RM: So my final question is about the choice to go with an original series and have that be the product. How did you come to that, and where do you go from here?
DR: I came from a feature background. I made two feature films before this, horror comedies. Then my co-creator Nick Summer, who I write and he’s the lead actor, we write together and we co-direct it. So we’re really co-creators in the project. We talk a lot about one of the problems that you run into with special features, is that you’re really outside of the studio system. You don’t have a huge marketing campaign, you don’t have the celebrity name recognition on the front of your poster, so how do you get people to watch it? TV is really coming into it’s own right now, we don’t even know when the peak is going to happen. The storytelling has come so far in the last ten years, it’s really become an acceptable medium to do high-quality content. So that’s one part of it, but also just the availability of streaming platforms.

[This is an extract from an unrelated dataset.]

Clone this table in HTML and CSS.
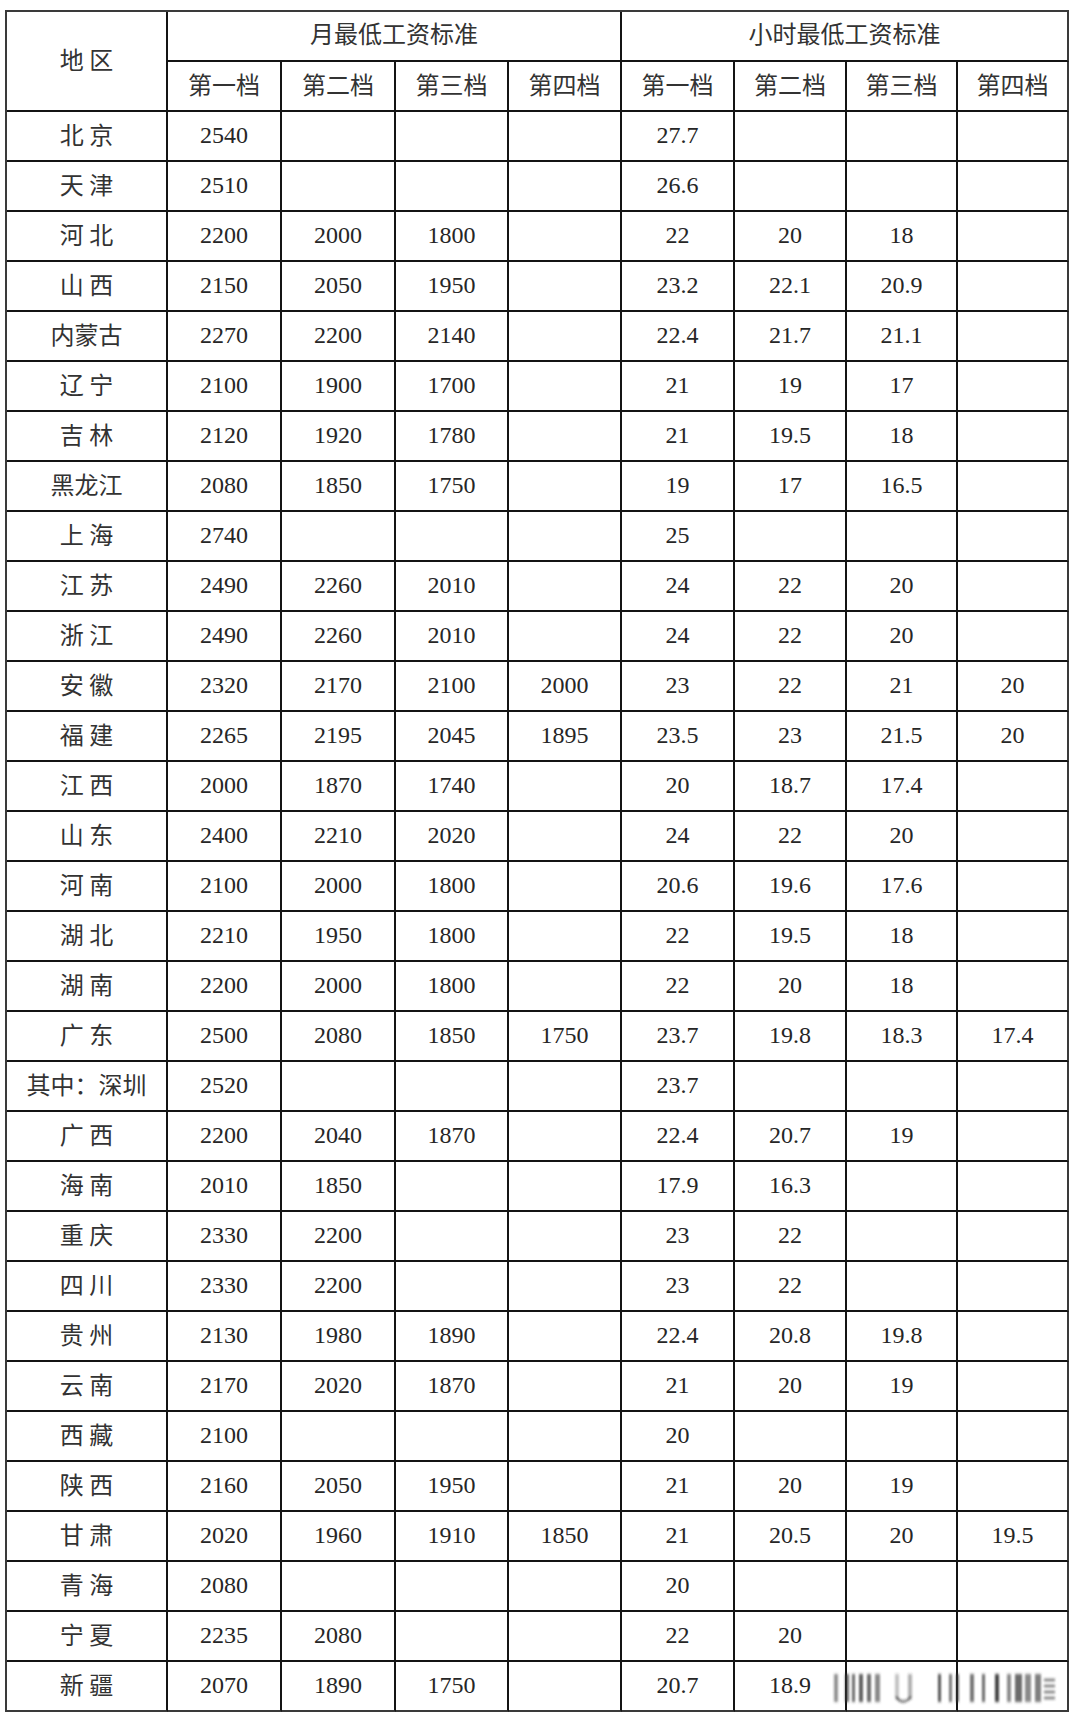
FILE: index.html
```html
<!DOCTYPE html>
<html lang="zh-CN">
<head>
<meta charset="utf-8">
<title>最低工资标准</title>
<link rel="stylesheet" href="styles.css">
</head>
<body>
<div class="sheet">
  <div class="head">
    <div class="c region">地 区</div>
    <div class="c group g1">月最低工资标准</div>
    <div class="c group g2">小时最低工资标准</div>
    <div class="c tier">第一档</div><div class="c tier">第二档</div><div class="c tier">第三档</div><div class="c tier">第四档</div>
    <div class="c tier">第一档</div><div class="c tier">第二档</div><div class="c tier">第三档</div><div class="c tier last">第四档</div>
  </div>
  <div class="row"><div class="c name">北 京</div><div class="c n">2540</div><div class="c n"></div><div class="c n"></div><div class="c n"></div><div class="c n">27.7</div><div class="c n"></div><div class="c n"></div><div class="c n"></div></div>
  <div class="row"><div class="c name">天 津</div><div class="c n">2510</div><div class="c n"></div><div class="c n"></div><div class="c n"></div><div class="c n">26.6</div><div class="c n"></div><div class="c n"></div><div class="c n"></div></div>
  <div class="row"><div class="c name">河 北</div><div class="c n">2200</div><div class="c n">2000</div><div class="c n">1800</div><div class="c n"></div><div class="c n">22</div><div class="c n">20</div><div class="c n">18</div><div class="c n"></div></div>
  <div class="row"><div class="c name">山 西</div><div class="c n">2150</div><div class="c n">2050</div><div class="c n">1950</div><div class="c n"></div><div class="c n">23.2</div><div class="c n">22.1</div><div class="c n">20.9</div><div class="c n"></div></div>
  <div class="row"><div class="c name">内蒙古</div><div class="c n">2270</div><div class="c n">2200</div><div class="c n">2140</div><div class="c n"></div><div class="c n">22.4</div><div class="c n">21.7</div><div class="c n">21.1</div><div class="c n"></div></div>
  <div class="row"><div class="c name">辽 宁</div><div class="c n">2100</div><div class="c n">1900</div><div class="c n">1700</div><div class="c n"></div><div class="c n">21</div><div class="c n">19</div><div class="c n">17</div><div class="c n"></div></div>
  <div class="row"><div class="c name">吉 林</div><div class="c n">2120</div><div class="c n">1920</div><div class="c n">1780</div><div class="c n"></div><div class="c n">21</div><div class="c n">19.5</div><div class="c n">18</div><div class="c n"></div></div>
  <div class="row"><div class="c name">黑龙江</div><div class="c n">2080</div><div class="c n">1850</div><div class="c n">1750</div><div class="c n"></div><div class="c n">19</div><div class="c n">17</div><div class="c n">16.5</div><div class="c n"></div></div>
  <div class="row"><div class="c name">上 海</div><div class="c n">2740</div><div class="c n"></div><div class="c n"></div><div class="c n"></div><div class="c n">25</div><div class="c n"></div><div class="c n"></div><div class="c n"></div></div>
  <div class="row"><div class="c name">江 苏</div><div class="c n">2490</div><div class="c n">2260</div><div class="c n">2010</div><div class="c n"></div><div class="c n">24</div><div class="c n">22</div><div class="c n">20</div><div class="c n"></div></div>
  <div class="row"><div class="c name">浙 江</div><div class="c n">2490</div><div class="c n">2260</div><div class="c n">2010</div><div class="c n"></div><div class="c n">24</div><div class="c n">22</div><div class="c n">20</div><div class="c n"></div></div>
  <div class="row"><div class="c name">安 徽</div><div class="c n">2320</div><div class="c n">2170</div><div class="c n">2100</div><div class="c n">2000</div><div class="c n">23</div><div class="c n">22</div><div class="c n">21</div><div class="c n">20</div></div>
  <div class="row"><div class="c name">福 建</div><div class="c n">2265</div><div class="c n">2195</div><div class="c n">2045</div><div class="c n">1895</div><div class="c n">23.5</div><div class="c n">23</div><div class="c n">21.5</div><div class="c n">20</div></div>
  <div class="row"><div class="c name">江 西</div><div class="c n">2000</div><div class="c n">1870</div><div class="c n">1740</div><div class="c n"></div><div class="c n">20</div><div class="c n">18.7</div><div class="c n">17.4</div><div class="c n"></div></div>
  <div class="row"><div class="c name">山 东</div><div class="c n">2400</div><div class="c n">2210</div><div class="c n">2020</div><div class="c n"></div><div class="c n">24</div><div class="c n">22</div><div class="c n">20</div><div class="c n"></div></div>
  <div class="row"><div class="c name">河 南</div><div class="c n">2100</div><div class="c n">2000</div><div class="c n">1800</div><div class="c n"></div><div class="c n">20.6</div><div class="c n">19.6</div><div class="c n">17.6</div><div class="c n"></div></div>
  <div class="row"><div class="c name">湖 北</div><div class="c n">2210</div><div class="c n">1950</div><div class="c n">1800</div><div class="c n"></div><div class="c n">22</div><div class="c n">19.5</div><div class="c n">18</div><div class="c n"></div></div>
  <div class="row"><div class="c name">湖 南</div><div class="c n">2200</div><div class="c n">2000</div><div class="c n">1800</div><div class="c n"></div><div class="c n">22</div><div class="c n">20</div><div class="c n">18</div><div class="c n"></div></div>
  <div class="row"><div class="c name">广 东</div><div class="c n">2500</div><div class="c n">2080</div><div class="c n">1850</div><div class="c n">1750</div><div class="c n">23.7</div><div class="c n">19.8</div><div class="c n">18.3</div><div class="c n">17.4</div></div>
  <div class="row"><div class="c name">其中：深圳</div><div class="c n">2520</div><div class="c n"></div><div class="c n"></div><div class="c n"></div><div class="c n">23.7</div><div class="c n"></div><div class="c n"></div><div class="c n"></div></div>
  <div class="row"><div class="c name">广 西</div><div class="c n">2200</div><div class="c n">2040</div><div class="c n">1870</div><div class="c n"></div><div class="c n">22.4</div><div class="c n">20.7</div><div class="c n">19</div><div class="c n"></div></div>
  <div class="row"><div class="c name">海 南</div><div class="c n">2010</div><div class="c n">1850</div><div class="c n"></div><div class="c n"></div><div class="c n">17.9</div><div class="c n">16.3</div><div class="c n"></div><div class="c n"></div></div>
  <div class="row"><div class="c name">重 庆</div><div class="c n">2330</div><div class="c n">2200</div><div class="c n"></div><div class="c n"></div><div class="c n">23</div><div class="c n">22</div><div class="c n"></div><div class="c n"></div></div>
  <div class="row"><div class="c name">四 川</div><div class="c n">2330</div><div class="c n">2200</div><div class="c n"></div><div class="c n"></div><div class="c n">23</div><div class="c n">22</div><div class="c n"></div><div class="c n"></div></div>
  <div class="row"><div class="c name">贵 州</div><div class="c n">2130</div><div class="c n">1980</div><div class="c n">1890</div><div class="c n"></div><div class="c n">22.4</div><div class="c n">20.8</div><div class="c n">19.8</div><div class="c n"></div></div>
  <div class="row"><div class="c name">云 南</div><div class="c n">2170</div><div class="c n">2020</div><div class="c n">1870</div><div class="c n"></div><div class="c n">21</div><div class="c n">20</div><div class="c n">19</div><div class="c n"></div></div>
  <div class="row"><div class="c name">西 藏</div><div class="c n">2100</div><div class="c n"></div><div class="c n"></div><div class="c n"></div><div class="c n">20</div><div class="c n"></div><div class="c n"></div><div class="c n"></div></div>
  <div class="row"><div class="c name">陕 西</div><div class="c n">2160</div><div class="c n">2050</div><div class="c n">1950</div><div class="c n"></div><div class="c n">21</div><div class="c n">20</div><div class="c n">19</div><div class="c n"></div></div>
  <div class="row"><div class="c name">甘 肃</div><div class="c n">2020</div><div class="c n">1960</div><div class="c n">1910</div><div class="c n">1850</div><div class="c n">21</div><div class="c n">20.5</div><div class="c n">20</div><div class="c n">19.5</div></div>
  <div class="row"><div class="c name">青 海</div><div class="c n">2080</div><div class="c n"></div><div class="c n"></div><div class="c n"></div><div class="c n">20</div><div class="c n"></div><div class="c n"></div><div class="c n"></div></div>
  <div class="row"><div class="c name">宁 夏</div><div class="c n">2235</div><div class="c n">2080</div><div class="c n"></div><div class="c n"></div><div class="c n">22</div><div class="c n">20</div><div class="c n"></div><div class="c n"></div></div>
  <div class="row"><div class="c name">新 疆</div><div class="c n">2070</div><div class="c n">1890</div><div class="c n">1750</div><div class="c n"></div><div class="c n">20.7</div><div class="c n">18.9</div><div class="c n"></div><div class="c n"></div></div>
  <svg class="mark" width="230" height="40" viewBox="0 0 230 40" aria-hidden="true">
    <defs><filter id="blur" x="-20%" y="-20%" width="140%" height="140%"><feGaussianBlur stdDeviation="1 1.5"/></filter></defs>
    <g filter="url(#blur)" fill="#3a3a3a">
      <rect x="2" y="7" width="4" height="28" opacity="0.55"/>
      <rect x="13" y="7" width="4" height="28" opacity="0.75"/>
      <rect x="20" y="7" width="3" height="28" opacity="0.75"/>
      <rect x="27" y="7" width="4" height="28" opacity="0.8"/>
      <rect x="35" y="7" width="4" height="28" opacity="0.75"/>
      <rect x="43" y="7" width="5" height="28" opacity="0.6"/>
      <rect x="63" y="7" width="4" height="25" opacity="0.3"/>
      <rect x="76" y="7" width="4" height="25" opacity="0.4"/>
      <path d="M64 30 Q71 39 79 30" stroke="#222" stroke-width="1.8" fill="none" opacity="0.9"/>
      <rect x="106" y="7" width="3" height="28" opacity="0.85"/>
      <rect x="117" y="7" width="3" height="28" opacity="0.7"/>
      <rect x="124" y="7" width="3" height="28" opacity="0.75"/>
      <rect x="138" y="7" width="4" height="28" opacity="0.7"/>
      <rect x="150" y="7" width="3" height="28" opacity="0.75"/>
      <rect x="163" y="7" width="4" height="28" opacity="0.95"/>
      <rect x="175" y="7" width="4" height="28" opacity="0.6"/>
      <rect x="183" y="7" width="7" height="28" opacity="0.75"/>
      <rect x="193" y="7" width="6" height="28" opacity="0.6"/>
      <rect x="203" y="7" width="6" height="28" opacity="0.65"/>
      <rect x="212" y="12" width="11" height="2" opacity="0.85"/>
      <rect x="212" y="18" width="11" height="2" opacity="0.85"/>
      <rect x="212" y="24" width="11" height="2" opacity="0.85"/>
      <rect x="212" y="30" width="11" height="2" opacity="0.85"/>
    </g>
  </svg>
</div>
</body>
</html>
```

FILE: styles.css
```css
html, body {
  margin: 0;
  padding: 0;
  background: #ffffff;
}

body {
  width: 1080px;
  height: 1725px;
  overflow: hidden;
}

.sheet {
  position: relative;
  margin: 10px 0 0 5px;
  width: 1064px;
  border-top: 2px solid #3a3a3a;
  border-left: 2px solid #3a3a3a;
  box-sizing: border-box;
}

.head,
.row {
  display: grid;
  grid-template-columns: 161px 114px 114px 113px 113px 113px 112px 111px 111px;
}

.head {
  grid-template-rows: 50px 50px;
}

.row {
  grid-template-rows: 50px;
}

.c {
  box-sizing: border-box;
  border-right: 2px solid #141414;
  border-bottom: 2px solid #141414;
  display: flex;
  align-items: center;
  justify-content: center;
  color: #2e2e2e;
  white-space: pre;
}

.region,
.group,
.tier,
.name {
  font-family: "Noto Sans CJK SC", "Noto Sans", sans-serif;
  font-size: 24px;
  font-weight: 400;
  color: #333333;
  padding-bottom: 6px;
}

.region {
  grid-column: 1;
  grid-row: 1 / 3;
}

.g1 {
  grid-column: 2 / 6;
  grid-row: 1;
  padding-bottom: 8px;
}

.g2 {
  grid-column: 6 / 10;
  grid-row: 1;
  border-right-color: #3a3a3a;
  padding-bottom: 8px;
}

.tier {
  grid-row: 2;
}

.tier.last,
.row .c:last-child {
  border-right-color: #3a3a3a;
}

.row:last-of-type .c {
  border-bottom-color: #3a3a3a;
}

.n {
  font-family: "Liberation Serif", "Times New Roman", serif;
  font-size: 24px;
  color: #262626;
  padding-bottom: 1px;
}

.mark {
  position: absolute;
  left: 825px;
  top: 1655px;
}
```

Right now, we’re all fighting for people’s eyeballs. If you’re an independent project, you’ve got a ninety-minute feature film, that’s a lot bigger ask from a viewer. I watch a lot of stuff; it’s hard even for me to click on a lot of indie stuff on Netflix. Part of the idea is that the structure of a season almost takes place like a feature film. But it’s broken into chapters, so that you have an eight to ten minute, bite-sized, streamable content that you can hook people in with. If you watch through a whole season, it’s like watching a feature. You can binge right through it, it’s just over two hours, you know? But you’re able to grab people with a smaller little chunk and run with it.